A new report discloses that British rivers are polluted by plastic, sewage and agricultural waste and fertilizers. A major part of the problem is serious under-investment in sewage and environmental protection. The problems do not include lack of warning. (Decades ago, a superhero comic book story featured aliens who had adapted to a polluted terrestroid environment accelerating pollution on Earth in order both to eliminate mankind and to make Earth habitable by them.) We need the attitude of Ferune and Holm.
8 comments:
Kaor, Paul!
Avalon was unique in the Domain of Ythri because of its human colonists ability to organize and fight in wars, as discussed by Stirling. And, even so, it took men like Daniel Holm, and Ythrians like Ferune, years of nagging, prodding, and skulduggery to get Avalon as prepared for war as seen in THE PEOPLE OF THE WIND. They had to fight against the HEADWIND of Ythrian natural inclinations and how those inclinations would affect humans themselves.
Ad astra! Sean
It's always difficult for human beings to do things where the payoff is distant and diffuse, and the cost immediate and particular.
Since needs are infinite and resources always limited, so you need to make decisions on priorities -- and that means no resources for things that people actually do need and want. Any governing authority is incessantly badgered and pulled this way and that in the allocation of its (limited) resources.
Back in the 19th century, the Thames was so polluted that the "Great Stench" drove Parliament out of session in the 1850's. There weren't any fish in the river anywhere near London, and most of what Londoners drank was very, very dangerous.
That, and a bunch of cholera epidemics, launched a major cleanup in the mid to late Victorian period -- the Thames Embankment is part of it, made to accommodate a huge sewer project, among other things. Other cities then copied London, installing sewer systems and building distant reservoirs and aqueducts and water filters and sewage treatment plants.
But the cholera had been happening since the 1830's, the river had been getting dirtier every year, and a little later Prince Consort Albert died of typhoid from contaminated water at the Palace.
And while they didn't have the bacterial theory of disease yet, it was well-known and perfectly obvious that polluted water and bad sewage disposal killed people -- people of all ranks, incidentlaly.
It took a while for the pressure to build to the point where the resources were diverted to cleaning things up.
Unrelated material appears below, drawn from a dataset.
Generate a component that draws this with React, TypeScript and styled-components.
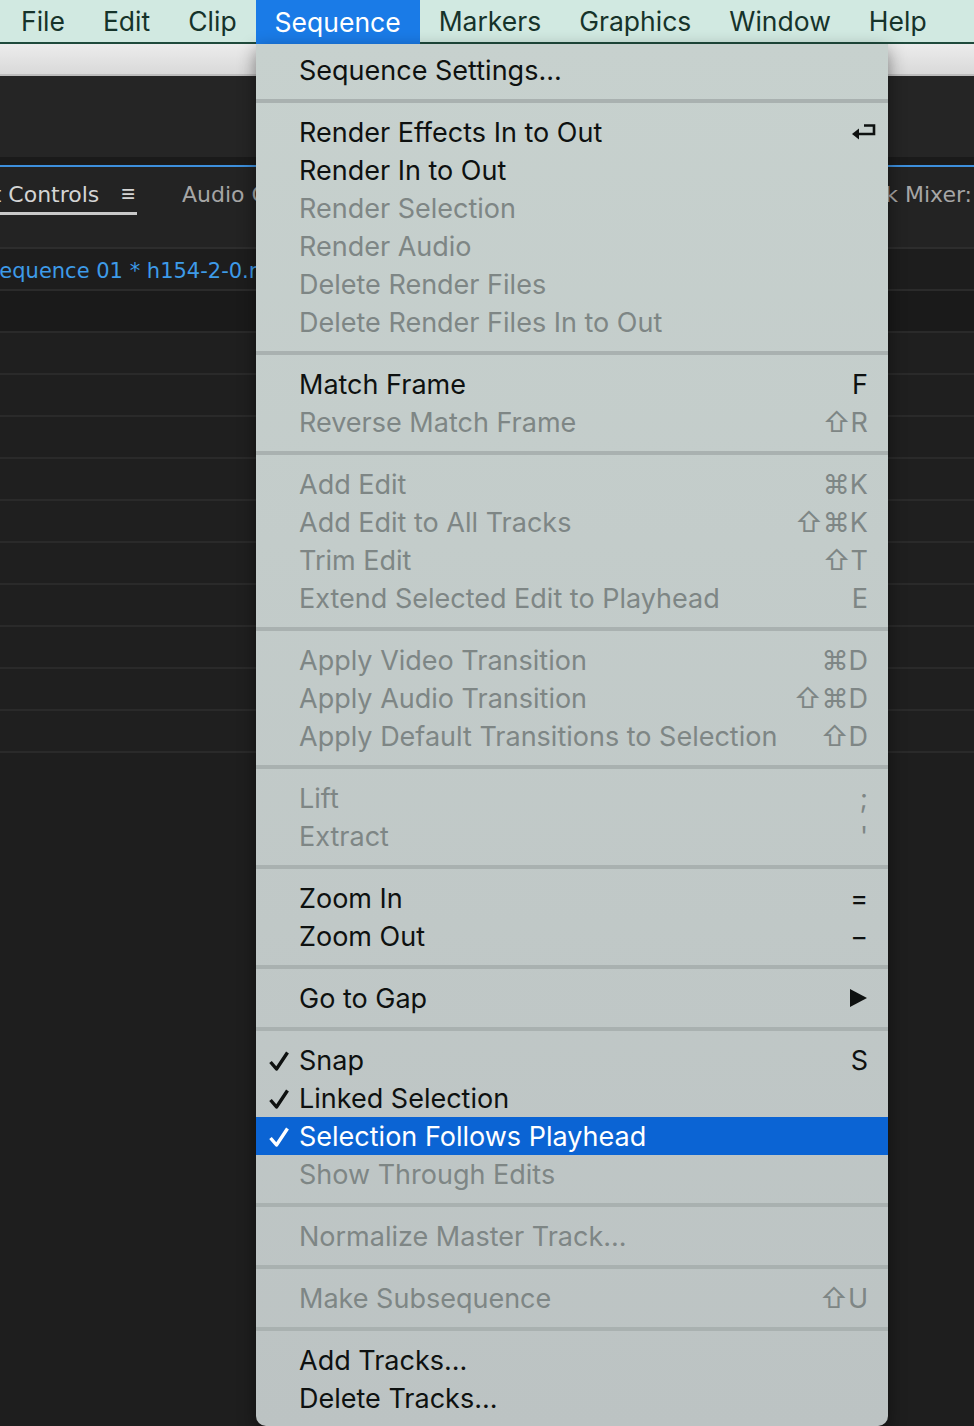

These things go in cycles. It's just the way human beings operate.
NB: it wasn't until well after 1900 that death rates in British cities dropped to levels at all comparable to the countryside; the last of the "urban penalty" didn't disappear until after WW1.
Even dirt-poor and badly fed farm laborers living in damp, crowded cottages had lower mortality (and infant mortality) rates that city-dwellers, including city-dwellers who were much more prosperous than they were.
Kaor, Mr. Stirling!
I personally know what you mean. For many years I've been trying to save and invest. Which necessarily meant denying myself much I could have obtained now, at the cost of having less in the future. Just trying to think ahead.
Governing authorities badgered and harassed to spend X amount of money on THIS instead of THAT? That is notoriously the case in the US!
Re typhoid: I've heard of people in past times who would drink nothing but beer or wine, precisely in order to avoid drinking water all too likely to be polluted.
Ad astra! Sean
Sean: it's the case with any form of government. We just see more of the shenannigans out in the open.
Kaor, Mr. Stirling!
Very true! A recent example being the attempt by "Josip" and the Democrats to ram thru Congress their horrendous Build Back Badly bill. Fortunately, the GOP, with some help from the dissident Democrat Senator Joseph Manchin, managed to kill BBB.
Ad astra! Sean
Sean: Otto von Bismarck once remarked that politics were very much like sausage -- in both cases, you were often happier if you didn't know the ingredients too well.
Kaor, Mr. Stirling!
Absolutely! Because real politics among us humans is so often squalid. And I think Churchill said something very similar to what Bismarck commented re sausage making.